The day started with me waking up completely surly because of a stupid fight that Greg and I had started the night before had seeped into today. Then my mom called and said she wasn’t feeling the best today, which meant Zoey had to stay with Greg–no big deal, except that Zoey had made up her mind that she was going to Grandma’s house and was not entirely pleased when she found out she had suffered through us putting her shoes and coat on for nothing. It was only made worse when she realized that Mommy was not, in fact, staying home for the day too. I walked numbly to the car with her cries ringing in my ears.

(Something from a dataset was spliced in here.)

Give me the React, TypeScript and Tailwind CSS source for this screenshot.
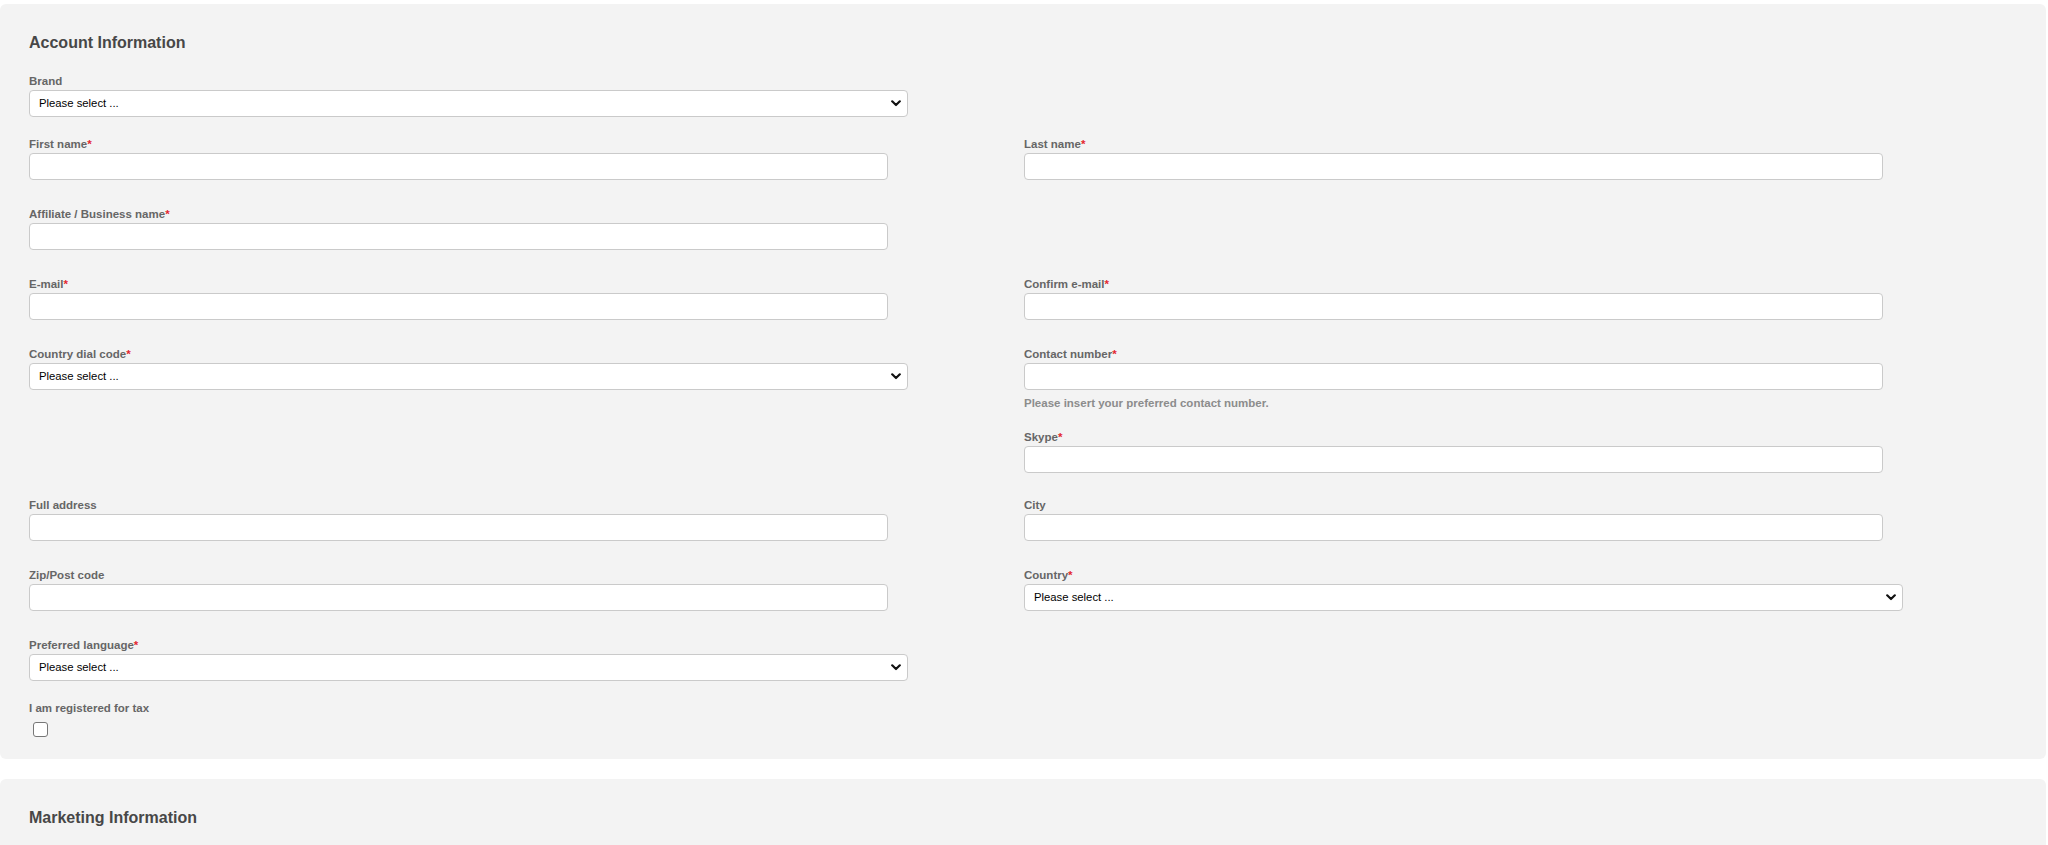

And then I got to work and realized that there was a TON of stuff due today and it seemed like I could do nothing right. At home, Greg wasn’t feeling the best and Zoey was running him ragged. And I was stuck forty-five minutes away from being able to help in any way.
I posted something on Facebook about being hurt and sad, which was a remnant from that dumb fight with Greg (which was totally 50/50 blame, by the way–I’ll admit it was my fault too) and my family, bless them, sort of went into a bit of a panic. My mom texted me. My dad e-mailed me. My little sister, Cristy, e-mailed me. Even my friend, Heidi, who works on another floor in the same building texted me. Are you okay? Is everything okay? What’s going on?
I didn’t realize it, but apparently, I am usually just a little ray of sunshine and it surprises people when I’m down. I don’t mean to be glib. I was really touched by all the messages on Facebook that I got–and the e-mails and texts. I swear, everything is okay. I hate fighting with anyone, but with Greg it’s the worst because he’s not only my soulmate, he’s my best friend. It makes my heart hurt when we fight.
But, on the plus side, I was doing some reading yesterday about what ego really is and I learned enough to be able to say today, okay, what is the root of this problem. Ah yes, 50/50. Crap. It’s my fault too. And that’s what led to us actually talking out the whole thing on the phone in the late morning–and him taking his share and me taking my share of the blame.
So we had a fight. It just means we’re a normal couple.
But we’re okay.
Everything is good.
It was just one of those days.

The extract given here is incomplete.